Wednesday, December 17, 2008

Complete and Total FAIL

Apparently, my body wants to stay pregnant. Very badly. See the following:
Monday: Scan. Fetal tissue present. Cytotec (misoprostol) administered. Bleeding ensues.
Tuesday: Scan. Residual tissue remains. Dialated cervix at RE to stimulate things.
Wednesday: Scan. Residual tissue remaims. Dialated cervix at RE in an attempt to pass the tissue in the office. Cytotec administered. 

And... so far nothing. Here's what I'm seeing in my future: 
Thursday: Scan. Residual tissue remains. D&C scheduled and performed. 
THE END OF THIS FUCKING NIGHTMARE. 

So, as you can see, I not only fail at sometimes getting pregnant, but completely fail at staying pregnant (hopefully this is not permanent) and now, fail at miscarrying a baby! And I have the honor of being the first patient of Dr. McKenzie's who has ever needed two doses of Cytotec (and possibly only the third or fourth patient in the practice). And, if I need a D&C I will be the first person in the entire practice who has needed two doses of Cytotec and a D&C. 

So I fail. My RE kinda put it off as a good thing and that in the future my body will hang on to a 'good' pregnancy. We'll see about that, as my track record isn't so good. 

Monday, December 8, 2008

Heartbreak Daily

It's been one week since we found out that the baby does not have a heartbeat and is no longer growing.

7 (almost 8) whole days of depression, heartbreak, tears, anxiousness and failure. Of numbness, gut-wrenching sobbing, anger, disbelief and guilt. Of walking around with the knowledge that my baby died. Again. Of pain so great I don't want to and can't really sleep. So great that I can't bear to be around anything that reminds me of babies and pregnancy.
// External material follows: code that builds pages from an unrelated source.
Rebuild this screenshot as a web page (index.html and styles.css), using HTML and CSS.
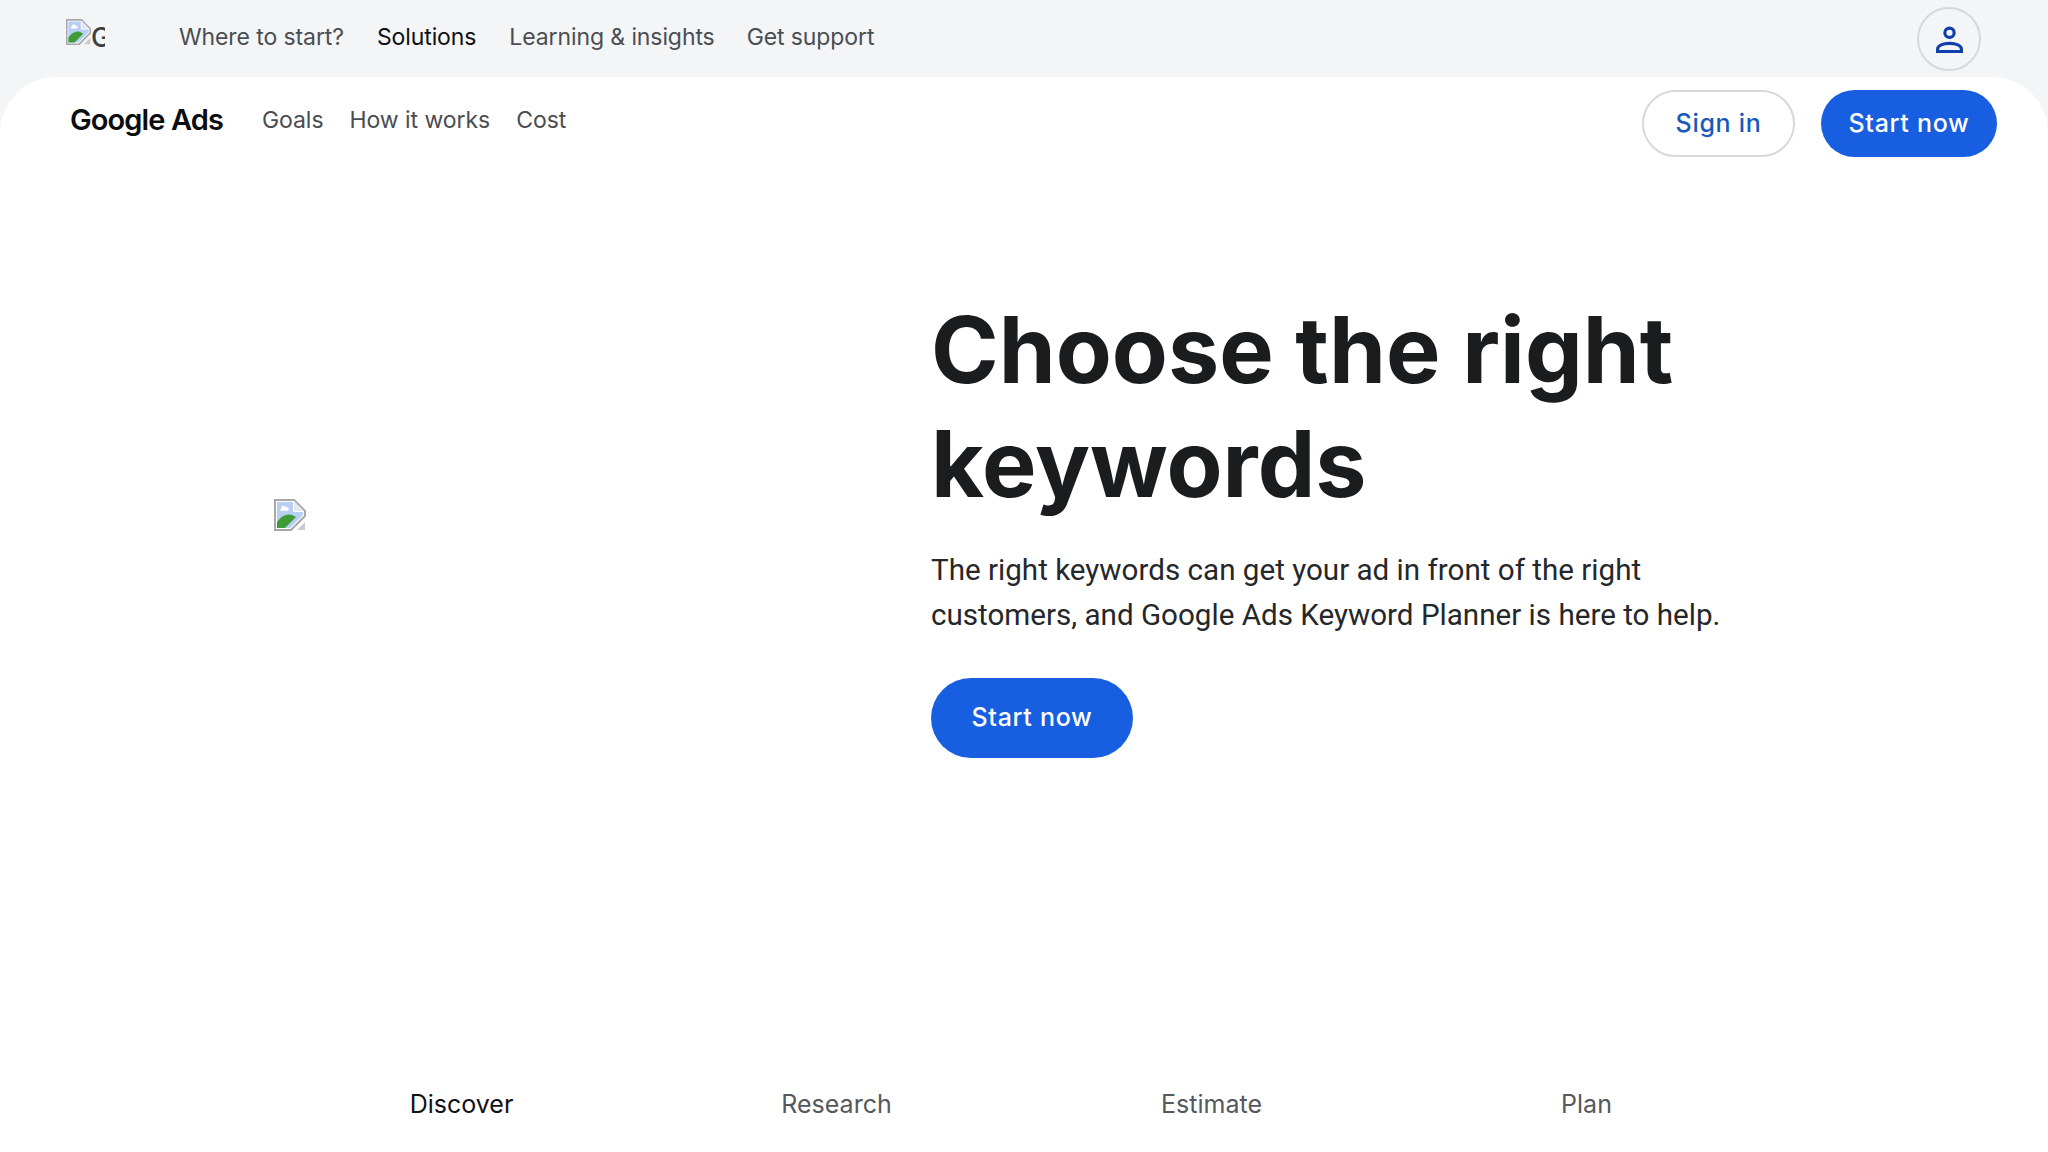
FILE: index.html
```html
<!DOCTYPE html>
<html lang="en">
<head>
<meta charset="utf-8">
<title>Google Ads - Choose the right keywords</title>
<link rel="stylesheet" href="styles.css">
</head>
<body>
<svg width="0" height="0" class="defs" aria-hidden="true">
  <symbol id="broken" viewBox="0 0 16 16" preserveAspectRatio="none">
    <path d="M.5.5h9.500l5.500 5.500v2.500l-7 7H.5z" fill="#fff" stroke="#a5a8ac"/>
    <path d="M1.500 1.500H9.500V6.500H14.500V8L8 14.500H1.500z" fill="#b7cff3"/>
    <path d="M10 1l5 5h-5z" fill="#e6e8eb"/>
    <path d="M3.600 4.800a1.300 1.300 0 0 1 2.500-.6 1 1 0 0 1 1 1.700H3.400a.7.7 0 0 1 .2-1.100z" fill="#fff"/>
    <path d="M1.500 14.500v-3C3.500 8.500 6.500 7 9 8l2 1-5.500 5.500z" fill="#3f9b35"/>
    <path d="M11.500 15.500h4v-4z" fill="#c9cccf"/>
  </symbol>
</svg>
<header class="topbar">
  <div class="logo"><svg class="broken"><use href="#broken"/></svg><span class="alt">Google</span></div>
  <nav class="topnav">
    <a>Where to start?</a>
    <a class="current">Solutions</a>
    <a>Learning &amp; insights</a>
    <a>Get support</a>
  </nav>
  <button class="avatar" aria-label="Account">
    <svg viewBox="0 0 26 26" width="27" height="27"><circle cx="13" cy="6.500" r="4.500" fill="none" stroke="#0f3fa8" stroke-width="3"/><path d="M1.500 24.500v-2.200c0-3.400 5.300-5.600 11.500-5.600s11.500 2.200 11.500 5.600v2.200z" fill="none" stroke="#0f3fa8" stroke-width="3"/></svg>
  </button>
</header>
<main class="sheet">
  <div class="subbar">
    <div class="brand">Google Ads</div>
    <nav class="subnav">
      <a>Goals</a>
      <a>How it works</a>
      <a>Cost</a>
    </nav>
    <div class="actions">
      <a class="btn btn-outline">Sign in</a>
      <a class="btn btn-fill">Start now</a>
    </div>
  </div>
  <section class="hero">
    <div class="hero-art"><svg class="broken"><use href="#broken"/></svg></div>
    <div class="hero-copy">
      <h1>Choose the right keywords</h1>
      <p>The right keywords can get your ad in front of the right customers, and Google Ads Keyword Planner is here to help.</p>
      <a class="btn btn-fill btn-large">Start now</a>
    </div>
  </section>
  <nav class="tabs">
    <a class="current">Discover</a>
    <a>Research</a>
    <a>Estimate</a>
    <a>Plan</a>
  </nav>
</main>
</body>
</html>
```
FILE: styles.css
```css
* { box-sizing: border-box; }
html, body { margin: 0; height: 1152px; overflow: hidden; }
body { background: #f4f5f7; font-family: "Inter", "Noto Sans", sans-serif; color: #3c4043; }
.defs { position: absolute; }
a { color: inherit; text-decoration: none; }
.broken { width: 24px; height: 24px; flex: none; display: block; }

.topbar { height: 77px; display: flex; align-items: flex-start; padding: 0 67px 0 66px; }
.logo { width: 39px; height: 28px; margin-top: 19px; overflow: hidden; display: flex; align-items: flex-start; font-size: 27px; font-weight: 500; color: #3c4043; white-space: nowrap; }
.logo .broken { width: 25px; height: 26px; }
.alt { line-height: 37px; }
.topnav { display: flex; gap: 32px; margin: 21px 0 0 74px; font-size: 23px; line-height: 32px; letter-spacing: -0.1px; color: #4a4d51; }
.topnav .current { color: #101114; margin-left: 1px; margin-right: 1px; }
.avatar { margin: 7px 0 0 auto; width: 64px; height: 64px; border-radius: 50%; border: 2px solid #d6d8db; background: transparent; padding: 0; display: flex; align-items: center; justify-content: center; }

.sheet { background: #fff; border-radius: 56px 56px 0 0; height: 1075px; display: flex; flex-direction: column; }
.subbar { display: flex; align-items: flex-start; padding: 13px 51px 0 70px; }
.brand { font-size: 29px; font-weight: 600; letter-spacing: -0.9px; color: #0c0d0f; line-height: 36px; margin-top: 12px; }
.subnav { display: flex; gap: 26px; margin: 14px 0 0 39px; font-size: 23px; line-height: 32px; letter-spacing: -0.05px; color: #4a4d51; }
.actions { margin-left: auto; display: flex; gap: 26px; }
.btn { display: flex; align-items: center; justify-content: center; height: 67px; padding-bottom: 2px; border-radius: 34px; font-size: 25px; font-weight: 500; letter-spacing: 0.7px; }
.btn-outline { width: 153px; border: 2px solid #d6d8db; color: #185abc; }
.btn-fill { width: 176px; background: #185ee0; color: #fff; }
.btn-large { width: 202px; height: 80px; border-radius: 40px; }

.hero { display: flex; height: 930px; }
.hero-art { width: 931px; padding: 342px 0 0 274px; }
.hero-art .broken { width: 32px; height: 32px; }
.hero-copy { padding-top: 136px; }
h1 { margin: 0; width: 800px; font-size: 91.5px; line-height: 114px; font-weight: 700; color: #1b1c1e; }
p { margin: 27px 0 0; width: 800px; font-family: "Roboto", sans-serif; font-size: 29.6px; line-height: 45px; color: #25272a; }
.hero-copy .btn { margin-top: 40px; }

.tabs { display: grid; grid-template-columns: repeat(4, 375px); justify-content: center; justify-items: center; font-size: 25px; line-height: 34px; color: #55585c; }
.tabs .current { color: #111214; }
```
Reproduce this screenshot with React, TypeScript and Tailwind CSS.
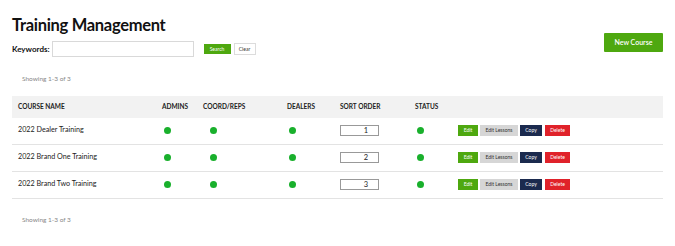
import React from "react";

type Course = { name: string; order: number };

const courses: Course[] = [
  { name: "2022 Dealer Training", order: 1 },
  { name: "2022 Brand One Training", order: 2 },
  { name: "2022 Brand Two Training", order: 3 },
];

const cols = "grid grid-cols-[144px_41px_84px_53px_75px_43px_1fr] items-center px-[6px]";

function Dot({ className = "" }: { className?: string }) {
  return <span className={`block h-[7px] w-[7px] rounded-full bg-[#19b02c] ${className}`} />;
}

export default function App() {
  return (
    <div className="h-[246px] w-[675px] bg-white px-[12px] pt-[14px] font-['Lato','Open_Sans',sans-serif] text-[#222]">
      <div className="flex items-start justify-between">
        <div>
          <h1 className="text-[16.5px] font-bold leading-[22px] tracking-[-0.3px] text-[#111]">Training Management</h1>
          <div className="mt-[5px] flex items-center">
            <label className="text-[8px] font-bold text-[#111]">Keywords:</label>
            <input className="ml-[2px] h-[16px] w-[142px] border border-[#d9d9d9] bg-white" />
            <button className="ml-[10px] h-[10px] w-[27px] bg-[#4ea80f] text-[5px] leading-[10px] text-white">
              Search
            </button>
            <button className="ml-[3px] h-[12px] w-[22px] border border-[#dcdcdc] bg-white text-[5px] leading-[10px] text-[#333]">
              Clear
            </button>
          </div>
        </div>
        <button className="mt-[19px] h-[19px] w-[59px] rounded-[1px] bg-[#4ea80f] text-[7px] font-semibold text-white">
          New Course
        </button>
      </div>

      <p className="mt-[17px] pl-[10px] text-[6.5px] text-[#888]">Showing 1-3 of 3</p>

      <div className="mt-[12px]">
        <div className={`${cols} h-[22px] bg-[#f2f2f2] text-[6.5px] font-bold uppercase text-[#222]`}>
          <span>Course Name</span>
          <span>Admins</span>
          <span>Coord/Reps</span>
          <span>Dealers</span>
          <span>Sort Order</span>
          <span>Status</span>
          <span />
        </div>
        {courses.map((c) => (
          <div key={c.name} className={`${cols} h-[27px] border-b border-[#e3e3e3] text-[7.2px] text-[#222]`}>
            <span>{c.name}</span>
            <Dot className="ml-[2px]" />
            <Dot className="ml-[7px]" />
            <Dot className="ml-[2px]" />
            <span className="block h-[11px] w-[39px] border border-[#999] pr-[10px] text-right text-[7.5px] leading-[9px]">
              {c.order}
            </span>
            <Dot className="ml-[2px]" />
            <div className="flex gap-[2px] text-[5px] leading-[11px]">
              <span className="h-[11px] w-[20px] bg-[#4ea80f] text-center text-white">Edit</span>
              <span className="h-[11px] w-[38px] bg-[#d6d6d6] text-center text-[#333]">Edit Lessons</span>
              <span className="h-[11px] w-[22px] bg-[#1b2a4e] text-center text-white">Copy</span>
              <span className="ml-[1px] h-[11px] w-[25px] bg-[#e0222a] text-center text-white">Delete</span>
            </div>
          </div>
        ))}
      </div>

      <p className="mt-[16px] pl-[10px] text-[6.5px] text-[#888]">Showing 1-3 of 3</p>
    </div>
  );
}
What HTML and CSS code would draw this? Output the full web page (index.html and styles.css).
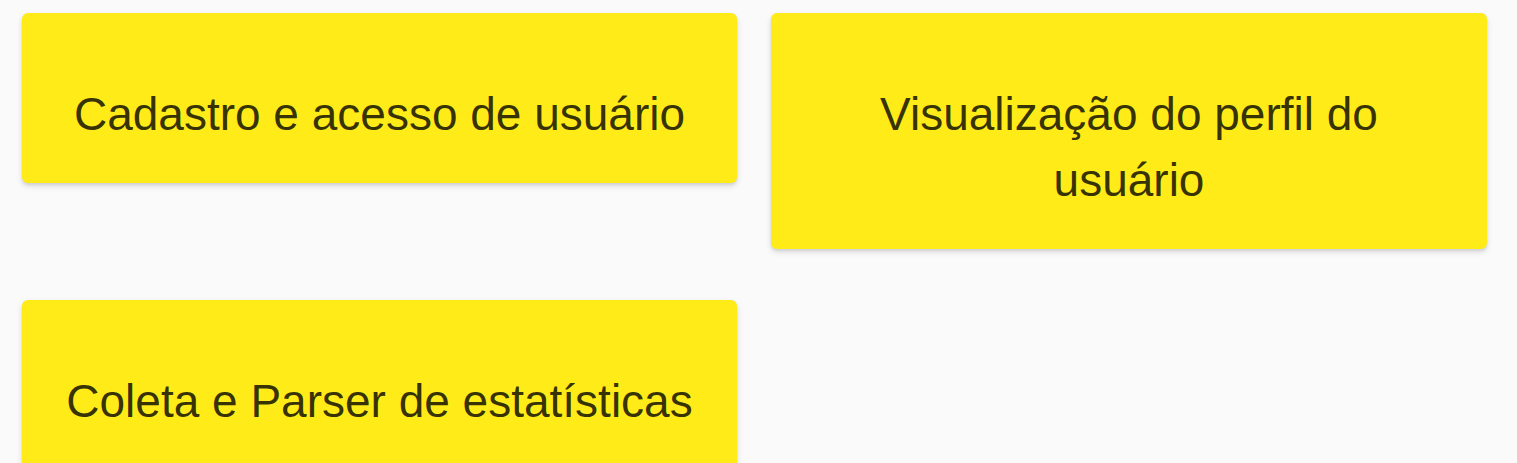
FILE: index.html
```html
<!DOCTYPE html>
<html lang="pt-BR">
<head>
<meta charset="utf-8">
<title>Funcionalidades</title>
<link rel="stylesheet" href="styles.css">
</head>
<body>
<main class="grid">
  <div class="card">Cadastro e acesso de usuário</div>
  <div class="card">Visualização do perfil do usuário</div>
  <div class="card">Coleta e Parser de estatísticas</div>
</main>
</body>
</html>
```

FILE: styles.css
```css
html, body {
  margin: 0;
  padding: 0;
  background: #fafafa;
  height: 100%;
  overflow: hidden;
}
body {
  font-family: "Liberation Sans", Arial, sans-serif;
}
.grid {
  display: grid;
  grid-template-columns: 715px 716px;
  column-gap: 34px;
  row-gap: 51px;
  align-items: start;
  padding: 13px 0 0 22px;
}
.card {
  background: #feeb17;
  border-radius: 6px;
  box-shadow: 0 3px 6px rgba(0,0,0,0.12), 0 2px 3px rgba(0,0,0,0.08);
  padding: 68px 40px 36px;
  text-align: center;
  font-size: 46px;
  line-height: 66px;
  color: rgba(0,0,0,0.8);
}
```
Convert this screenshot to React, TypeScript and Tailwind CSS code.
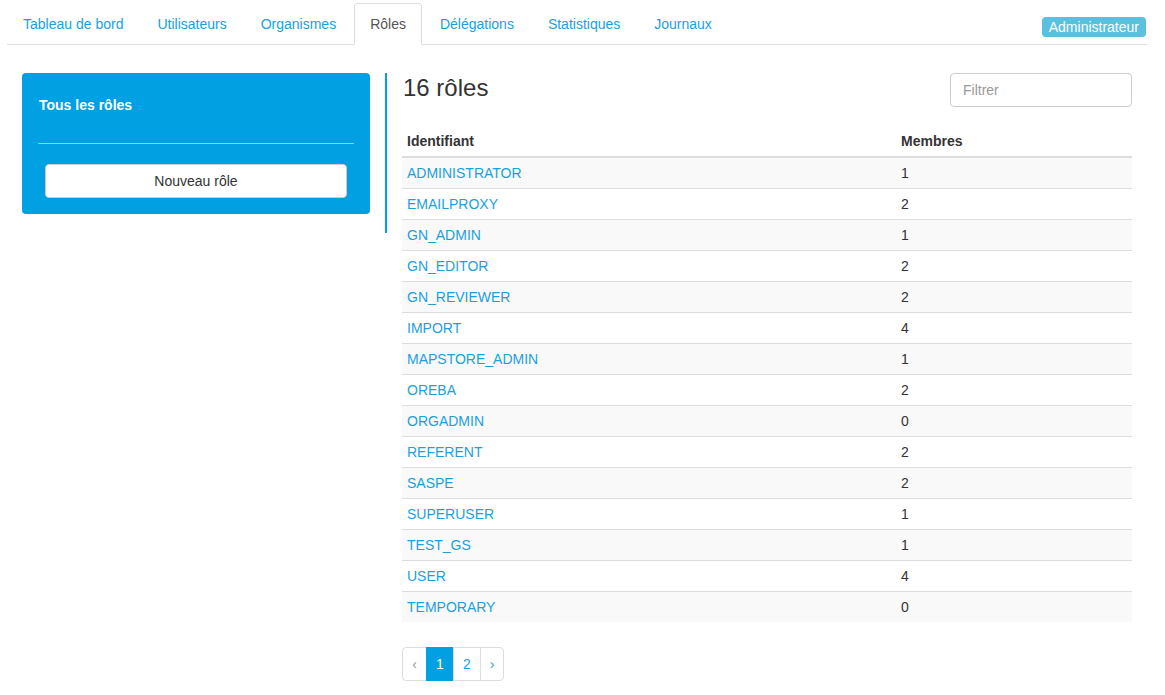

It's been 9 days since we heard from Marc's step sister that they're expecting. She's due two weeks after I would have been. I had a dream about seeing her last night and how I tried to get out of it and everybody thought that I was being selfish and rude because I wasn't happy for her. But I just couldn't. It just hurt so bad.

In one week I have another doctor's appointment to check on the progress of things. The bleeding has slowed a lot the last couple of days. If I don't know better I would be ecstatic. But I do know better and it feels like the universe is just laughing at me. Because all I want now is for this to be over. I don't want a dead baby in my uterus anymore. I walk around thinking about the dead baby in my body. What's going to happen? Will I have to have a D&C? I'm tired of recognizing the few pregnancy symptoms I'm still feeling and being reminded that, once again, my body has failed to be able to carry, sustain and grow life. Once again, I have failed at the basic function that makes me a woman.

I see pregnant people and babies daily. I cry daily. I try my hardest to ignore that area of my life. I do my best not to think of the mess my life and body is in. I spend my days doing everything I can from being bored and thinking of this thing that has become my life. This pain that is my life.

Marc and I were talking the other day about how 2008 was not a good year for us. Marc's grandparents died. I got laid off. Our house was listed for 6 months with no offers and few showings. We spent thousands on fertility treatments. And we have two dead babies. I hope I miscarry before the end of the year. Somehow I don't think my doctors will let it last that long, but I suppose you never know.

I told Marc that the next pregnancy, I do not want to be told to 'be positive'. I don't want to hear anything about how I should be excited. I don't want to be admonished for being practical, even if that practicality is negative. I don't want anyone telling me how I should or should not feel when the time comes, because I don't want to hear it. I'll decide how I feel, since obviously, being happy and positive has done nothing for me thus far. I'll feel what I want when I want, because I already know that there is nothing more scary than being pregnant.